There is no question, this isn’t the same market it was 10 years ago. It is rapidly evolving. For example:

  • Physical Access Control System (PACS) vendors are actually encouraging development by third parties in areas they believe are meaningful to their base.
  • Video camera companies are acting like platform providers driving new innovation into old capabilities.
  • Microsoft Global Security has hired an investment advisory firm to assist in vetting and onboarding new technology that leverages the Microsoft platform suite. 
  • Cisco continues to resurrect itself within the security market navigating between access control, video management infrastructure and devices. Their market position will continue to be centered on connecting disparate information silos.  
  • Leadership is being sought and taught as fundamental to creating a valuable and sustainable operation to help meet organizational goals and objectives. 
  • The value of information from devices and software to assemble a common operating picture that can drive improved organizational efficiencies is not being driven only by standards committees.

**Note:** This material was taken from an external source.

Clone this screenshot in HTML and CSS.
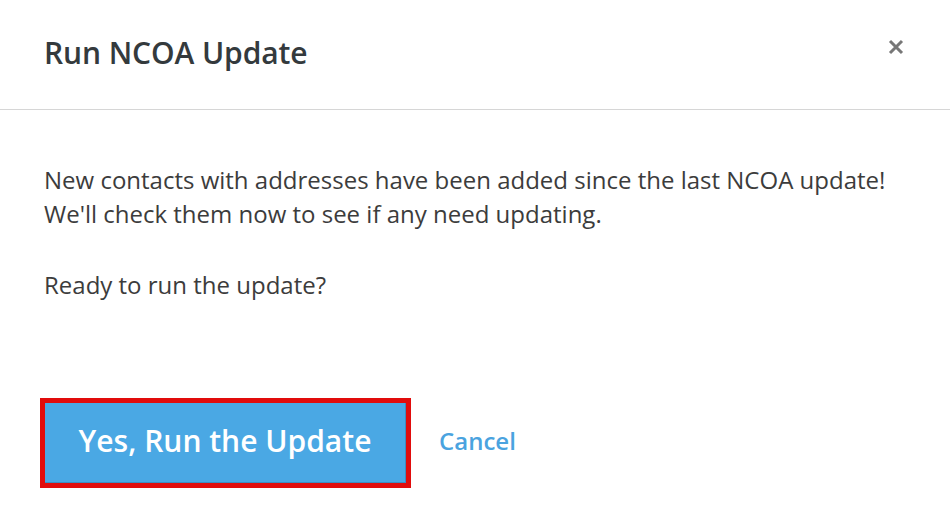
FILE: index.html
```html
<!DOCTYPE html>
<html>
<head>
<meta charset="utf-8">
<link rel="stylesheet" href="styles.css">
</head>
<body>
<div class="modal">
  <div class="modal-header">
    <h2 class="modal-title">Run NCOA Update</h2>
    <button class="close" aria-label="Close">
      <svg width="16" height="16" viewBox="0 0 16 16"><path d="M2 2 L14 14 M14 2 L2 14" stroke="#777" stroke-width="3" stroke-linecap="butt"/></svg>
    </button>
  </div>
  <div class="modal-body">
    <p>New contacts with addresses have been added since the last NCOA update!<br>We'll check them now to see if any need updating.</p>
    <p>Ready to run the update?</p>
  </div>
  <div class="modal-footer">
    <div class="highlight"><button class="btn-primary">Yes, Run the Update</button></div>
    <a class="cancel" href="#">Cancel</a>
  </div>
</div>
</body>
</html>
```
FILE: styles.css
```css
html, body { margin: 0; padding: 0; background: #fff; }
body { font-family: "Open Sans", sans-serif; width: 950px; height: 522px; overflow: hidden; }
.modal { display: flex; flex-direction: column; }
.modal-header {
  height: 109px;
  border-bottom: 1px solid #d6d6d6;
  display: flex;
  align-items: center;
  justify-content: space-between;
  padding: 0 46px 0 44px;
  box-sizing: content-box;
}
.modal-title { margin: 0 0 4px 0; font-size: 30px; font-weight: 600; color: #343a3d; letter-spacing: -0.1px; }
.close { border: 0; background: none; padding: 0; margin: 0 0 16px 0; width: 16px; height: 16px; display: flex; }
.modal-body { padding: 53px 44px 0 44px; }
.modal-body p { margin: 0 0 37px 0; font-size: 24px; line-height: 34px; color: #3c3c3c; }
.modal-body p:last-child { margin-bottom: 0; }
.modal-footer { display: flex; align-items: center; padding: 96px 0 0 40px; gap: 28px; }
.highlight { border: 5px solid #e10c0c; display: flex; }
.btn-primary {
  width: 361px; height: 80px;
  background: #4aa8e4; border: 0; border-right: 1px solid #3d8cc0; border-bottom: 1px solid #3d8cc0;
  color: #fff; font-family: "Open Sans", sans-serif; font-size: 30px; font-weight: 600;
  padding: 0 0 4px 0; margin: 0;
}
.cancel { color: #4aa3df; font-size: 24px; font-weight: 600; text-decoration: none; margin-bottom: 6px; }
```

Operational thought leaders are defining an approach and a sense of urgency that will not depend on or wait for those standards to emerge.

I followed one long time physical security consultant around the floor on his quest for a platform that would drive analytics from the security information he collected in his assessments, designs, and performance management. He commented that he would probably have to start attending conferences sponsored by segments of the IT market to get what he needed.

I received a report from an integrator that had closed a contract for an enterprise risk assessment involving three separate risk consulting groups.

I also spoke with a security product vendor that believes human and material asset management should be integrated into a comprehensive operations center along with global security. They will leverage RFID and wireless communications to do this. And they were looking for channel partners who understood information management and workflow, not just security products.

We are in a sea change. We have been for some time. But the wave is building. The question is who is riding it and who is waiting for it to break over them.

Investors are smelling it too. Funds are being constructed around a portfolio of companies that can be leveraged to cover the breadth and depth of this new emerging information management market.

And new leaders in the executive security ranks are making their voices heard. The SEC has done a remarkable job finding them and creating a collective knowledge base and curriculum around their proven solutions and the small amount of product and service vendors who have helped them in a new and different way.

The challenge for every security professional was summed up by one of the speakers in the GSOC forum: “What do we want to become?”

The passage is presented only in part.